Tax blog with Dave Hartnett
Right, back to tax. Mentioning Jeremy Newman’s blog just now made me remember something I’d been meaning to blog about: the lack of blogs by senior tax advisers.
Jeremy’s blog is worth a look – and it is perhaps unsurprising that BDO should be the first to launch their leader forth in this way given the huge push they have at the moment to take on the Big Four.
I wonder how it works for BDO from a marketing perspective. Blogs reach people in a different way to other kinds of marketing, I think. The networks and communities they spawn are large and often give you unexpected insights into who is interested in what you’re doing.
What surprises me is that tax advisers don’t use them to get their views across. Given the number of press releases we get from all the firms, why don’t advisers use blogs to highlight issues and give the views that they are sending out anyway? It’s another platform, and you’re less dependent on a journalist actually choosing to use your quote to reach an audience.
For my part, I’d like to see blogs by the following people: Bill Dodwell, the Deloitte corporate tax partner; Mike Warburton and Paddy Behan from Grant Thornton; John Whiting, Stephen Coleclough and Peter Cussons from PwC; Chris Morgan at KPMG; and Chris Sanger at E&Y.

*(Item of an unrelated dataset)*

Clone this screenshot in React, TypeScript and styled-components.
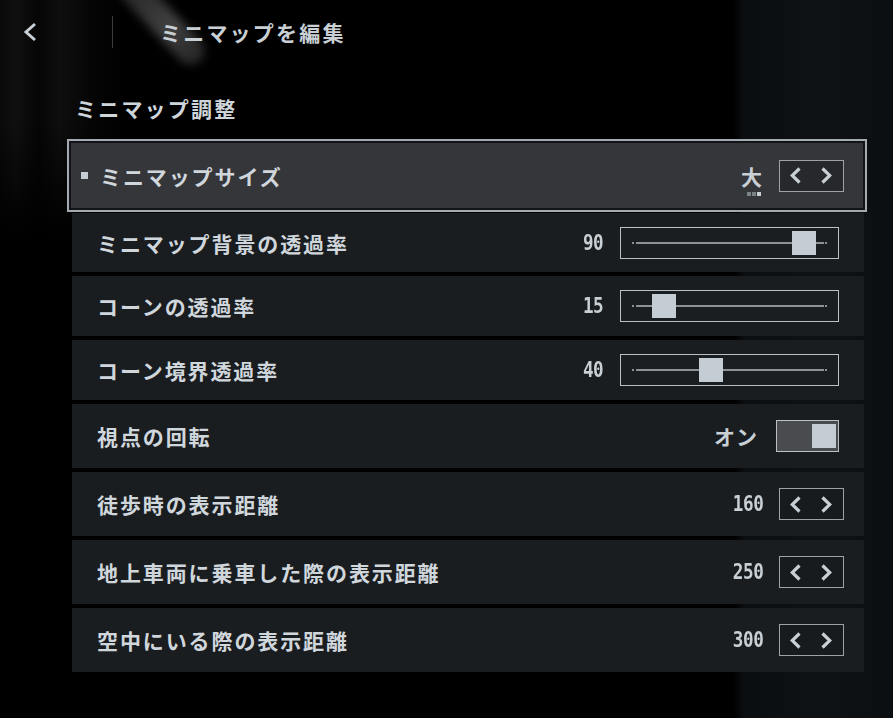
import React from 'react';
import styled, { createGlobalStyle } from 'styled-components';

const GlobalStyle = createGlobalStyle`
  html, body {
    margin: 0;
    padding: 0;
  }
  body {
    background: #000;
    font-family: "Noto Sans CJK JP", "Noto Sans", sans-serif;
    overflow: hidden;
  }
`;

const Screen = styled.div`
  position: relative;
  width: 893px;
  height: 718px;
  overflow: hidden;
  background:
    linear-gradient(90deg, rgba(0,0,0,0) 0, rgba(0,0,0,0) 734px, #0b0e10 744px, #0f1214 820px, #0c0f11 893px),
    linear-gradient(180deg, rgba(0,0,0,0) 0, rgba(0,0,0,0) 120px, #000 240px),
    linear-gradient(90deg, #090909 0, #101010 16px, #050505 38px, #0e0e0e 60px, #060606 88px, #000 125px);
  color: #cfd6db;

  /* soft light streak behind the header */
  &::before {
    content: '';
    position: absolute;
    left: 148px;
    top: -36px;
    width: 28px;
    height: 112px;
    border-radius: 14px;
    background: linear-gradient(180deg, rgba(70,70,70,0.5), rgba(85,85,85,0.75) 60%, rgba(60,60,60,0.6));
    transform: rotate(-43deg);
    transform-origin: center;
    filter: blur(5px);
  }
`;

const Content = styled.div`
  position: relative;
  display: flex;
  flex-direction: column;
`;

const Header = styled.header`
  display: flex;
  align-items: center;
  height: 64px;
  padding-left: 23px;
`;

const BackButton = styled.div`
  display: flex;
  align-items: center;
  width: 16px;
  height: 20px;
`;

const HeaderDivider = styled.div`
  width: 1px;
  height: 32px;
  margin-left: 73px;
  background: #3b3e41;
`;

const Title = styled.h1`
  margin: 0 0 0 47px;
  font-size: 21px;
  font-weight: 700;
  letter-spacing: 2.2px;
  line-height: 30px;
  color: #c9d0d5;
`;

const SectionHeading = styled.h2`
  margin: 29px 0 0 75px;
  font-size: 21px;
  font-weight: 700;
  letter-spacing: 2.2px;
  line-height: 30px;
  color: #cfd6db;
`;

const List = styled.div`
  display: flex;
  flex-direction: column;
  gap: 4px;
  width: 792px;
  margin: 16px 0 0 72px;
`;

const Row = styled.div<{ $h: number; $selected?: boolean }>`
  display: flex;
  align-items: center;
  box-sizing: border-box;
  height: ${p => p.$h}px;
  padding: 0 ${p => (p.$selected ? 21 : 20)}px 0 ${p => (p.$selected ? 12 : 25)}px;
  background: ${p => (p.$selected ? '#353639' : '#1a1d20')};
  ${p =>
    p.$selected &&
    `
    margin: 0 -3px -3px -5px;
    border: 2px solid #a3abb0;
    box-shadow: inset 0 0 0 2px #121417;
  `}
`;

const Bullet = styled.span`
  width: 7px;
  height: 7px;
  margin-right: 12px;
  background: #c6ced3;
`;

const Label = styled.span`
  flex: 1;
  font-size: 21px;
  font-weight: 700;
  letter-spacing: 1.9px;
  color: #d0d7dc;
  white-space: nowrap;
`;

const Value = styled.span<{ $gap: number }>`
  display: inline-block;
  margin-right: ${p => p.$gap}px;
  font-family: "DejaVu Sans Mono", "Liberation Mono", monospace;
  font-size: 21px;
  font-weight: 700;
  letter-spacing: -0.5px;
  color: #c8d0d5;
  transform: scaleX(0.84);
  transform-origin: right center;
`;

const TextValue = styled.span`
  position: relative;
  margin-right: 17px;
  font-size: 21px;
  font-weight: 700;
  color: #c8d0d5;
`;

const Dots = styled.span`
  position: absolute;
  left: 6px;
  bottom: -5px;
  display: flex;
  gap: 1px;
`;

const Dot = styled.span<{ $on?: boolean }>`
  width: 4px;
  height: 4px;
  background: ${p => (p.$on ? '#c8d0d5' : '#7c8387')};
`;

const Stepper = styled.div<{ $selected?: boolean }>`
  display: flex;
  align-items: center;
  justify-content: space-between;
  box-sizing: border-box;
  width: 65px;
  height: 32px;
  padding: 0 11px 0 10px;
  border: 1px solid #9ba3a8;
  background: ${p => (p.$selected ? '#27282b' : '#181b1e')};
`;

const SliderBox = styled.div`
  position: relative;
  box-sizing: border-box;
  width: 219px;
  height: 32px;
  margin-right: 5px;
  border: 1px solid #b9c1c6;
  background: #1b1e21;
`;

const Track = styled.div`
  position: absolute;
  left: 15px;
  right: 14px;
  top: 14px;
  height: 2px;
  background: #8a9297;
`;

const TrackEnd = styled.div<{ $side: 'left' | 'right' }>`
  position: absolute;
  ${p => p.$side}: 11px;
  top: 14px;
  width: 2px;
  height: 2px;
  background: #8a9297;
`;

const Thumb = styled.div`
  position: absolute;
  top: 3px;
  width: 24px;
  height: 24px;
  background: #c4cdd3;
`;

const ToggleBox = styled.div`
  display: flex;
  align-items: center;
  justify-content: flex-end;
  box-sizing: border-box;
  width: 63px;
  height: 32px;
  margin-right: 5px;
  padding-right: 2px;
  border: 1px solid #b9c1c6;
  background: #494b4e;
`;

const Knob = styled.div`
  width: 24px;
  height: 24px;
  background: #c4cdd3;
`;

const ToggleLabel = styled.span`
  margin-right: 18px;
  font-size: 21px;
  font-weight: 700;
  letter-spacing: 1px;
  color: #c8d0d5;
`;

const Chevron = ({ dir }: { dir: 'left' | 'right' }) => (
  <svg width="11" height="17" viewBox="0 0 11 17">
    <polyline
      points={dir === 'left' ? '9.5,1.5 2.2,8.5 9.5,15.5' : '1.5,1.5 8.8,8.5 1.5,15.5'}
      fill="none"
      stroke="#c8d0d5"
      strokeWidth="3.2"
    />
  </svg>
);

const Slider = ({ value }: { value: number }) => (
  <SliderBox>
    <TrackEnd $side="left" />
    <Track />
    <TrackEnd $side="right" />
    <Thumb style={{ left: 3 + value * 1.867 }} />
  </SliderBox>
);

const StepControl = ({ selected }: { selected?: boolean }) => (
  <Stepper $selected={selected}>
    <Chevron dir="left" />
    <Chevron dir="right" />
  </Stepper>
);

const sliders = [
  { label: 'ミニマップ背景の透過率', value: 90, h: 59 },
  { label: 'コーンの透過率', value: 15, h: 60 },
  { label: 'コーン境界透過率', value: 40, h: 60 },
];

const distances = [
  { label: '徒歩時の表示距離', value: 160 },
  { label: '地上車両に乗車した際の表示距離', value: 250 },
  { label: '空中にいる際の表示距離', value: 300 },
];

export default function App() {
  return (
    <>
      <GlobalStyle />
      <Screen>
        <Content>
          <Header>
            <BackButton>
              <svg width="14" height="20" viewBox="0 0 14 20">
                <polyline points="12,2 3,10 12,18" fill="none" stroke="#c9d0d5" strokeWidth="3" />
              </svg>
            </BackButton>
            <HeaderDivider />
            <Title>ミニマップを編集</Title>
          </Header>

          <SectionHeading>ミニマップ調整</SectionHeading>

          <List>
            <Row $h={73} $selected>
              <Bullet />
              <Label>ミニマップサイズ</Label>
              <TextValue>
                大
                <Dots>
                  <Dot />
                  <Dot />
                  <Dot $on />
                </Dots>
              </TextValue>
              <StepControl selected />
            </Row>

            {sliders.map(s => (
              <Row key={s.label} $h={s.h}>
                <Label>{s.label}</Label>
                <Value $gap={17}>{s.value}</Value>
                <Slider value={s.value} />
              </Row>
            ))}

            <Row $h={64}>
              <Label>視点の回転</Label>
              <ToggleLabel>オン</ToggleLabel>
              <ToggleBox>
                <Knob />
              </ToggleBox>
            </Row>

            {distances.map(d => (
              <Row key={d.label} $h={64}>
                <Label>{d.label}</Label>
                <Value $gap={16}>{d.value}</Value>
                <StepControl />
              </Row>
            ))}
          </List>
        </Content>
      </Screen>
    </>
  );
}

All of them are well informed about what is going on and all of them have good gossip to pass on. So if the relevant marketing people/decision makers at those firms could, er, sort them out with blogs, I’d be very grateful.
The other person whose blog would be good fun is Dave Hartnett, HMRC’s effective policy supremo.
Perhaps things he said on the blog could be given the status of law. That would not only wind people up. It would also dramatically shorten all that tedious process of going through parliament to set tax law.